● **Task requirements**
Return all lines in the material below that contain "TypeScript".

** Start Data provided **

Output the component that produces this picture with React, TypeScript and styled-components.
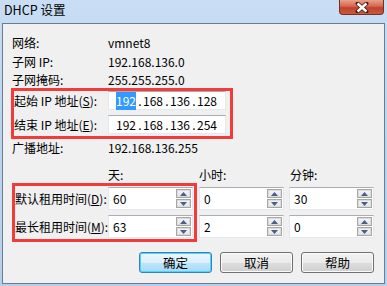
import React from 'react';
import styled, { createGlobalStyle } from 'styled-components';

const GlobalStyle = createGlobalStyle`
  html, body {
    margin: 0;
    padding: 0;
    background: #bcd5ef;
  }
  body {
    font-family: "Noto Sans CJK SC", "Liberation Sans", sans-serif;
    font-size: 12px;
    color: #000;
  }
`;

const Window = styled.div`
  width: 387px;
  height: 286px;
  box-sizing: border-box;
  display: flex;
  flex-direction: column;
  padding: 0 2px 2px 2px;
  background: linear-gradient(180deg, #c9def4 0%, #bcd5ef 40%, #b6d0ec 100%);
`;

const TitleBar = styled.div`
  height: 23px;
  display: flex;
  align-items: flex-start;
  justify-content: space-between;
`;

const Title = styled.div`
  padding: 2px 0 0 2px;
  font-size: 12.5px;
  line-height: 16px;
  color: #000;
`;

const CloseButton = styled.div`
  width: 45px;
  height: 15px;
  box-sizing: border-box;
  margin-right: 1px;
  border: 1px solid #7b2d22;
  border-top: none;
  border-radius: 0 0 4px 4px;
  background: linear-gradient(180deg, #e8a08c 0%, #d4674f 45%, #c2412a 55%, #c75a40 100%);
  display: flex;
  align-items: center;
  justify-content: center;
`;

const Client = styled.div`
  flex: 1;
  display: flex;
  flex-direction: column;
  border: 1px solid #6d7d90;
  background: #f0f0f0;
  padding: 9px 9px 0 9px;
`;

const InfoRow = styled.div<{ $h?: number }>`
  display: flex;
  align-items: center;
  height: ${(p) => p.$h ?? 18}px;
`;

const Label = styled.div<{ $w?: number }>`
  width: ${(p) => p.$w ?? 96}px;
  flex-shrink: 0;
  white-space: nowrap;
`;

const Value = styled.div`
  white-space: nowrap;
`;

const Highlight = styled.div`
  border: 3px solid #f23c3c;
  display: flex;
  flex-direction: column;
  gap: 5px;
`;

const IpHighlight = styled(Highlight)`
  width: 216px;
  margin-left: -1px;
  padding: 0 0 2px 0;
`;

const FieldRow = styled.div`
  display: flex;
  align-items: center;
`;

const IpBox = styled.div`
  width: 118px;
  height: 19px;
  box-sizing: border-box;
  background: #fff;
  border: 1px solid #e3e9ef;
  border-top-color: #abadb3;
  display: flex;
  align-items: center;
  padding-left: 7px;
`;

const IpSeg = styled.span<{ $sel?: boolean }>`
  display: inline-block;
  width: 21px;
  span {
    background: ${(p) => (p.$sel ? '#3399ff' : 'transparent')};
    color: ${(p) => (p.$sel ? '#fff' : '#000')};
    padding: 0 0 1px 0;
  }
`;

const IpDot = styled.span`
  display: inline-block;
  width: 6px;
  text-align: center;
`;

const LeaseHeader = styled.div`
  display: flex;
  height: 18px;
  align-items: center;
  margin-top: 9px;
  padding-left: 96px;
  gap: 6px;
`;

const HeadCell = styled.div`
  width: 85px;
`;

const LeaseArea = styled.div`
  display: flex;
  align-items: flex-start;
`;

const LeaseHighlight = styled(Highlight)`
  padding: 1px 1px 1px 0;
  gap: 5px;
`;

const SpinColumn = styled.div<{ $ml: number }>`
  display: flex;
  flex-direction: column;
  gap: 5px;
  padding-top: 4px;
  margin-left: ${(p) => p.$ml}px;
`;

const SpinBox = styled.div`
  width: 85px;
  height: 23px;
  box-sizing: border-box;
  background: #fff;
  border: 1px solid #e3e9ef;
  border-top-color: #abadb3;
  display: flex;
  align-items: center;
  justify-content: space-between;
  padding: 0 1px 0 4px;
`;

const SpinButtons = styled.div`
  display: flex;
  flex-direction: column;
  gap: 1px;
`;

const SpinButton = styled.div`
  width: 15px;
  height: 9px;
  box-sizing: border-box;
  border: 1px solid #a7a7a7;
  box-shadow: inset 0 0 0 1px #dcdcdc;
  background: linear-gradient(180deg, #f4f4f4 0%, #e6e6e6 100%);
  display: flex;
  align-items: center;
  justify-content: center;
`;

const ButtonBar = styled.div`
  display: flex;
  justify-content: flex-end;
  gap: 8px;
  margin-top: 10px;
  padding-right: 1px;
`;

const Button = styled.div<{ $primary?: boolean }>`
  width: 73px;
  height: 21px;
  box-sizing: border-box;
  border: 1px solid ${(p) => (p.$primary ? '#3c7fb1' : '#707070')};
  border-radius: 3px;
  box-shadow: inset 0 0 0 1px ${(p) => (p.$primary ? '#48d6fd' : '#fbfbfb')};
  background: ${(p) =>
    p.$primary
      ? 'linear-gradient(180deg, #eaf6fd 0%, #d9f0fc 50%, #bee6fd 51%, #a7d9f5 100%)'
      : 'linear-gradient(180deg, #f2f2f2 0%, #ebebeb 50%, #dddddd 51%, #cfcfcf 100%)'};
  display: flex;
  align-items: center;
  justify-content: center;
  font-size: 12.5px;
`;

const Arrow = ({ up }: { up?: boolean }) => (
  <svg width="7" height="4" viewBox="0 0 7 4">
    <path d={up ? 'M0 4 L3.5 0 L7 4 Z' : 'M0 0 L3.5 4 L7 0 Z'} fill="#4a5f8a" />
  </svg>
);

const Spin = ({ value }: { value: string }) => (
  <SpinBox>
    <span>{value}</span>
    <SpinButtons>
      <SpinButton>
        <Arrow up />
      </SpinButton>
      <SpinButton>
        <Arrow />
      </SpinButton>
    </SpinButtons>
  </SpinBox>
);

const Ip = ({ parts, selFirst }: { parts: string[]; selFirst?: boolean }) => (
  <IpBox>
    {parts.map((p, i) => (
      <React.Fragment key={i}>
        {i > 0 && <IpDot>.</IpDot>}
        <IpSeg $sel={selFirst && i === 0}>
          <span>{p}</span>
        </IpSeg>
      </React.Fragment>
    ))}
  </IpBox>
);

export default function App() {
  return (
    <>
      <GlobalStyle />
      <Window>
        <TitleBar>
          <Title>DHCP 设置</Title>
          <CloseButton>
            <svg width="14" height="11" viewBox="0 0 14 11">
              <path
                d="M2.5 1.5 L11.5 9.5 M11.5 1.5 L2.5 9.5"
                stroke="#4a1a14"
                strokeWidth="4"
                fill="none"
                strokeLinecap="round"
              />
              <path
                d="M2.5 1.5 L11.5 9.5 M11.5 1.5 L2.5 9.5"
                stroke="#fff"
                strokeWidth="2.4"
                fill="none"
              />
            </svg>
          </CloseButton>
        </TitleBar>
        <Client>
          <InfoRow $h={19}>
            <Label>网络:</Label>
            <Value>vmnet8</Value>
          </InfoRow>
          <InfoRow>
            <Label>子网 IP:</Label>
            <Value>192.168.136.0</Value>
          </InfoRow>
          <InfoRow>
            <Label>子网掩码:</Label>
            <Value>255.255.255.0</Value>
          </InfoRow>
          <IpHighlight>
            <FieldRow>
              <Label $w={94}>
                起始 IP 地址(<u>S</u>):
              </Label>
              <Ip parts={['192', '168', '136', '128']} selFirst />
            </FieldRow>
            <FieldRow>
              <Label $w={94}>
                结束 IP 地址(<u>E</u>):
              </Label>
              <Ip parts={['192', '168', '136', '254']} />
            </FieldRow>
          </IpHighlight>
          <InfoRow $h={17}>
            <Label>广播地址:</Label>
            <Value>192.168.136.255</Value>
          </InfoRow>
          <LeaseHeader>
            <HeadCell>天:</HeadCell>
            <HeadCell>小时:</HeadCell>
            <HeadCell>分钟:</HeadCell>
          </LeaseHeader>
          <LeaseArea>
            <LeaseHighlight>
              <FieldRow>
                <Label $w={93}>
                  默认租用时间(<u>D</u>):
                </Label>
                <Spin value="60" />
              </FieldRow>
              <FieldRow>
                <Label $w={93}>
                  最长租用时间(<u>M</u>):
                </Label>
                <Spin value="63" />
              </FieldRow>
            </LeaseHighlight>
            <SpinColumn $ml={2}>
              <Spin value="0" />
              <Spin value="2" />
            </SpinColumn>
            <SpinColumn $ml={5}>
              <Spin value="30" />
              <Spin value="0" />
            </SpinColumn>
          </LeaseArea>
          <ButtonBar>
            <Button $primary>确定</Button>
            <Button>取消</Button>
            <Button>帮助</Button>
          </ButtonBar>
        </Client>
      </Window>
    </>
  );
}
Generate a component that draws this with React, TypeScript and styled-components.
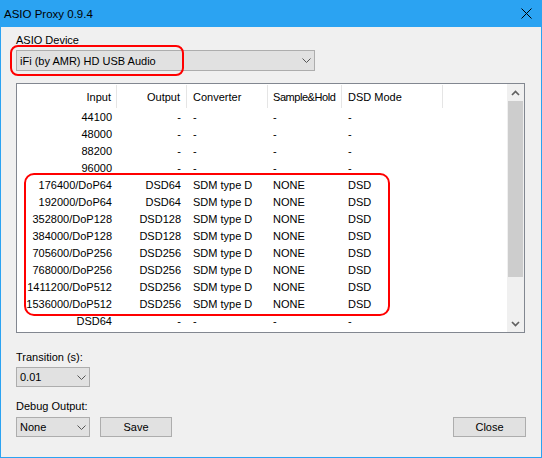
import React from "react";
import styled, { createGlobalStyle } from "styled-components";

const GlobalStyle = createGlobalStyle`
  html, body { margin: 0; padding: 0; background: #f0f0f0; }
  body { font-family: "Liberation Sans", Arial, sans-serif; font-size: 11px; color: #000; }
  * { box-sizing: border-box; }
`;

const ACCENT = "#2ba3f2";

const Window = styled.div`
  width: 542px;
  height: 458px;
  border: 1px solid ${ACCENT};
  border-top: none;
  background: #f0f0f0;
  display: flex;
  flex-direction: column;
`;

const TitleBar = styled.div`
  height: 27px;
  background: ${ACCENT};
  display: flex;
  align-items: center;
  justify-content: space-between;
  padding: 0 9px 0 3px;
  font-size: 11.5px;
  color: #000;
`;

const Content = styled.div`
  display: flex;
  flex-direction: column;
  padding: 0 15px;
`;

const Label = styled.div<{ $mt: number }>`
  margin-top: ${(p) => p.$mt}px;
  line-height: 13px;
  height: 13px;
`;

const ComboWrap = styled.div<{ $mt: number }>`
  position: relative;
  margin-top: ${(p) => p.$mt}px;
`;

const Combo = styled.div<{ $w: number; $h: number }>`
  width: ${(p) => p.$w}px;
  height: ${(p) => p.$h}px;
  border: 1px solid #adadad;
  background: #e1e1e1;
  display: flex;
  align-items: center;
  padding-left: 3px;
`;

const ComboText = styled.span`
  flex: 1;
  white-space: nowrap;
`;

const DropArea = styled.span`
  width: 16px;
  height: 100%;
  display: flex;
  align-items: center;
  justify-content: center;
`;

const Highlight = styled.div<{ $l: number; $t: number; $w: number; $h: number; $r: number }>`
  position: absolute;
  left: ${(p) => p.$l}px;
  top: ${(p) => p.$t}px;
  width: ${(p) => p.$w}px;
  height: ${(p) => p.$h}px;
  border: 2px solid #ff0000;
  border-radius: ${(p) => p.$r}px;
  pointer-events: none;
`;

const ListBox = styled.div`
  margin-top: 12px;
  width: 509px;
  height: 250px;
  border: 1px solid #828790;
  background: #fff;
  display: flex;
`;

const ListMain = styled.div`
  flex: 1;
  position: relative;
  overflow: hidden;
`;

const COLS = "100px 70px 81px 74px 101px";

const HeaderRow = styled.div`
  display: grid;
  grid-template-columns: ${COLS};
  height: 25px;
`;

const HeaderCell = styled.div<{ $right?: boolean; $pad: number; $tight?: boolean }>`
  display: flex;
  align-items: center;
  justify-content: ${(p) => (p.$right ? "flex-end" : "flex-start")};
  ${(p) => (p.$right ? `padding-right: ${p.$pad}px;` : `padding-left: ${p.$pad}px;`)}
  letter-spacing: ${(p) => (p.$tight ? "-0.45px" : "0")};
  border-right: 1px solid #e5e5e5;
  margin: 1px 0 1px;
  white-space: nowrap;
`;

const Row = styled.div`
  display: grid;
  grid-template-columns: ${COLS};
  height: 17px;
  align-items: center;
`;

const Cell = styled.div<{ $right?: boolean; $pad: number }>`
  text-align: ${(p) => (p.$right ? "right" : "left")};
  ${(p) => (p.$right ? `padding-right: ${p.$pad}px;` : `padding-left: ${p.$pad}px;`)}
  white-space: nowrap;
  line-height: 17px;
`;

const ScrollBar = styled.div`
  width: 17px;
  background: #f0f0f0;
  display: flex;
  flex-direction: column;
`;

const ScrollBtn = styled.div`
  height: 17px;
  display: flex;
  align-items: center;
  justify-content: center;
`;

const Thumb = styled.div`
  height: 176px;
  margin: 0 1px;
  background: #cdcdcd;
`;

const Track = styled.div`
  flex: 1;
`;

const BottomRow = styled.div`
  margin-top: 4px;
  display: flex;
  align-items: center;
  gap: 10px;
`;

const Button = styled.button<{ $w: number; $push?: boolean }>`
  width: ${(p) => p.$w}px;
  height: 20px;
  border: 1px solid #adadad;
  background: #e1e1e1;
  font: inherit;
  color: #000;
  padding: 0;
  margin-left: ${(p) => (p.$push ? "auto" : "0")};
`;

const Chevron = () => (
  <svg width="9" height="5" viewBox="0 0 9 5">
    <polyline points="0.5,0.5 4.5,4.5 8.5,0.5" fill="none" stroke="#555" strokeWidth="1" />
  </svg>
);

const ScrollArrow = ({ up }: { up?: boolean }) => (
  <svg width="9" height="6" viewBox="0 0 9 6">
    <polyline
      points={up ? "1,5 4.5,1.5 8,5" : "1,1 4.5,4.5 8,1"}
      fill="none"
      stroke="#606060"
      strokeWidth="1.7"
    />
  </svg>
);

const CloseX = () => (
  <svg width="11" height="11" viewBox="0 0 11 11">
    <line x1="0.5" y1="0.5" x2="10.5" y2="10.5" stroke="#000" strokeWidth="1" />
    <line x1="10.5" y1="0.5" x2="0.5" y2="10.5" stroke="#000" strokeWidth="1" />
  </svg>
);

type R = [string, string, string, string, string];
const rows: R[] = [
  ["44100", "-", "-", "-", "-"],
  ["48000", "-", "-", "-", "-"],
  ["88200", "-", "-", "-", "-"],
  ["96000", "-", "-", "-", "-"],
  ["176400/DoP64", "DSD64", "SDM type D", "NONE", "DSD"],
  ["192000/DoP64", "DSD64", "SDM type D", "NONE", "DSD"],
  ["352800/DoP128", "DSD128", "SDM type D", "NONE", "DSD"],
  ["384000/DoP128", "DSD128", "SDM type D", "NONE", "DSD"],
  ["705600/DoP256", "DSD256", "SDM type D", "NONE", "DSD"],
  ["768000/DoP256", "DSD256", "SDM type D", "NONE", "DSD"],
  ["1411200/DoP512", "DSD256", "SDM type D", "NONE", "DSD"],
  ["1536000/DoP512", "DSD256", "SDM type D", "NONE", "DSD"],
  ["DSD64", "-", "-", "-", "-"],
];

const colSpec: { right: boolean; pad: number }[] = [
  { right: true, pad: 5 },
  { right: true, pad: 6 },
  { right: false, pad: 6 },
  { right: false, pad: 5 },
  { right: false, pad: 6 },
];

const headers = ["Input", "Output", "Converter", "Sample&Hold", "DSD Mode"];

export default function App() {
  return (
    <>
      <GlobalStyle />
      <Window>
        <TitleBar>
          <span>ASIO Proxy 0.9.4</span>
          <CloseX />
        </TitleBar>
        <Content>
          <Label $mt={7}>ASIO Device</Label>
          <ComboWrap $mt={3}>
            <Combo $w={299} $h={21}>
              <ComboText>iFi (by AMR) HD USB Audio</ComboText>
              <DropArea>
                <Chevron />
              </DropArea>
            </Combo>
            <Highlight $l={-6} $t={-5} $w={174} $h={31} $r={8} />
          </ComboWrap>

          <ListBox>
            <ListMain>
              <HeaderRow>
                {headers.map((h, i) => (
                  <HeaderCell
                    key={h}
                    $right={colSpec[i].right}
                    $pad={colSpec[i].pad}
                    $tight={h === "Sample&Hold"}
                  >
                    {h}
                  </HeaderCell>
                ))}
              </HeaderRow>
              {rows.map((r, ri) => (
                <Row key={ri}>
                  {r.map((c, ci) => (
                    <Cell key={ci} $right={colSpec[ci].right} $pad={colSpec[ci].pad}>
                      {c}
                    </Cell>
                  ))}
                </Row>
              ))}
              <Highlight $l={7} $t={89} $w={366} $h={143} $r={10} />
            </ListMain>
            <ScrollBar>
              <ScrollBtn>
                <ScrollArrow up />
              </ScrollBtn>
              <Thumb />
              <Track />
              <ScrollBtn>
                <ScrollArrow />
              </ScrollBtn>
            </ScrollBar>
          </ListBox>

          <Label $mt={18}>Transition (s):</Label>
          <ComboWrap $mt={3}>
            <Combo $w={74} $h={20}>
              <ComboText>0.01</ComboText>
              <DropArea>
                <Chevron />
              </DropArea>
            </Combo>
          </ComboWrap>

          <Label $mt={13}>Debug Output:</Label>
          <BottomRow>
            <Combo $w={74} $h={20}>
              <ComboText>None</ComboText>
              <DropArea>
                <Chevron />
              </DropArea>
            </Combo>
            <Button $w={72}>Save</Button>
            <Button $w={73} $push>
              Close
            </Button>
          </BottomRow>
        </Content>
      </Window>
    </>
  );
}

** End Data provided **

● **Task answer**
Output the component that produces this picture with React, TypeScript and styled-components.
Generate a component that draws this with React, TypeScript and styled-components.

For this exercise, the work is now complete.